Lashkar Gah has been a focal point of the U.S. Marine-led campaign in Helmand to push out the Taliban and deny them the support of the population. In many ways, this has been considered a success. However, one of the most pervasive problems of providing security for the population is the insurgents’ inherent ability to move among the population and threaten retribution if their demands are not met.
The Taliban’s successful intimidation campaign in an area where Afghan government officials and security forces’ operations are concentrated is an ominous indication for International Security Assistance Force (ISAF) efforts as the fighting season heats up. It not only speaks to the Taliban’s ability to provoke fear and to the population’s susceptibility to intimidation but also serves as a potential indicator of the local population’s confidence in the Afghan security forces’ ability to provide for that security.
Here is where community police can be particularly effective. Armed locals deny the insurgency some of the advantages that a guerilla movement enjoys against a foreign occupier. There have been many attempts at establishing coherent community police programs. Kabul has opposed them several times as they were often created outside the aegis of the Afghan government in arrangements made directly between ISAF forces and locals.
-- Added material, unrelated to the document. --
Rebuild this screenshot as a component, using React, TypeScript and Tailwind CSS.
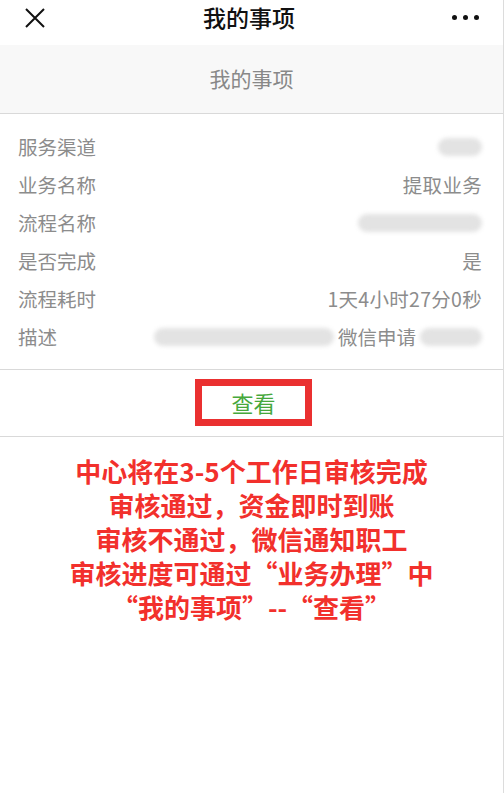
import React from "react";

const rows: { label: string; value?: string; kind?: string }[] = [
  { label: "服务渠道", kind: "blurShort" },
  { label: "业务名称", value: "提取业务" },
  { label: "流程名称", kind: "blurLong" },
  { label: "是否完成", value: "是" },
  { label: "流程耗时", value: "1天4小时27分0秒" },
  { label: "描述", kind: "desc" },
];

function Blur({ w }: { w: string }) {
  return <div className={`h-[18px] rounded-full bg-[#e3e3e3] blur-[2px] ${w}`} />;
}

function RowValue({ kind, value }: { kind?: string; value?: string }) {
  if (kind === "blurShort") return <Blur w="w-[44px]" />;
  if (kind === "blurLong") return <Blur w="w-[124px]" />;
  if (kind === "desc")
    return (
      <div className="flex items-center gap-[4px]">
        <Blur w="w-[180px]" />
        <span className="text-[19.5px] text-[#8c8c8c]">微信申请</span>
        <Blur w="w-[62px]" />
      </div>
    );
  return <span className="text-[19.5px] text-[#8c8c8c] tracking-[0.3px]">{value}</span>;
}

export default function App() {
  return (
    <div
      className="w-[504px] h-[793px] bg-white border-r border-[#dcdcdc]"
      style={{ fontFamily: '"Noto Sans CJK SC", "Noto Sans", sans-serif' }}
    >
      <div className="h-[45px] flex items-center justify-between px-[24px]">
        <svg width="22" height="22" viewBox="0 0 22 22" className="mt-[-9px]">
          <path d="M2 2 L20 20 M20 2 L2 20" stroke="#111" strokeWidth="2" />
        </svg>
        <span className="text-[23px] font-medium text-[#111] mt-[-11px]">我的事项</span>
        <div className="flex gap-[6px] mt-[-10px]">
          <span className="w-[5px] h-[5px] rounded-full bg-[#111]" />
          <span className="w-[5px] h-[5px] rounded-full bg-[#111]" />
          <span className="w-[5px] h-[5px] rounded-full bg-[#111]" />
        </div>
      </div>
      <div className="h-[69px] bg-[#f8f8f8] border-b border-[#d9d9d9] flex items-center justify-center">
        <span className="text-[21px] text-[#888]">我的事项</span>
      </div>
      <div className="pt-[14px] pb-[13px] px-[18px] pr-[21px] border-b border-[#d9d9d9]">
        {rows.map((r) => (
          <div key={r.label} className="h-[38px] flex items-center justify-between">
            <span className="text-[19.5px] text-[#8c8c8c]">{r.label}</span>
            <RowValue kind={r.kind} value={r.value} />
          </div>
        ))}
      </div>
      <div className="h-[67px] border-b border-[#d9d9d9] flex items-center justify-center">
        <div className="w-[117px] h-[47px] border-[7px] border-[#ea3030] flex items-center justify-center ml-[4px] mt-[-2px]">
          <span className="text-[22px] text-[#46a83c]">查看</span>
        </div>
      </div>
      <div className="pt-[17px] text-center text-[26px] leading-[34px] font-bold text-[#f2302c]">
        <p>中心将在3-5个工作日审核完成</p>
        <p>审核通过，资金即时到账</p>
        <p>审核不通过，微信通知职工</p>
        <p>审核进度可通过“业务办理”中</p>
        <p>“我的事项”--“查看”</p>
      </div>
    </div>
  );
}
The attempt now under way in Logar province reportedly started on the governor’s initiative, which intended integration with the Afghan government in Kabul. It trains individuals nominated by the local elders who would be responsible for them (if, for example, they are caught fleecing the local population) and keeping them in their local communities — maximizing the utility of their unique knowledge of the local landscape. This is not unlike the Interim Security Critical Infrastructure (ISCI) program in Marjah, though ISCI was more directly facilitated by the ISAF).
Meanwhile, Helmand’s border with Pakistan remains a concern. Raids and screening efforts by the 3rd Light Armored Reconnaissance battalion last year are resuming, aiming to provide a more sustained presence to deter the flow of fighters, weapons and material to and from Pakistan in a more coherent way. As Lashkar Gah and other portions of Helmand are turned over to Afghan security forces, Marines freed up from those efforts could be shifted south to reinforce efforts to lock down the border.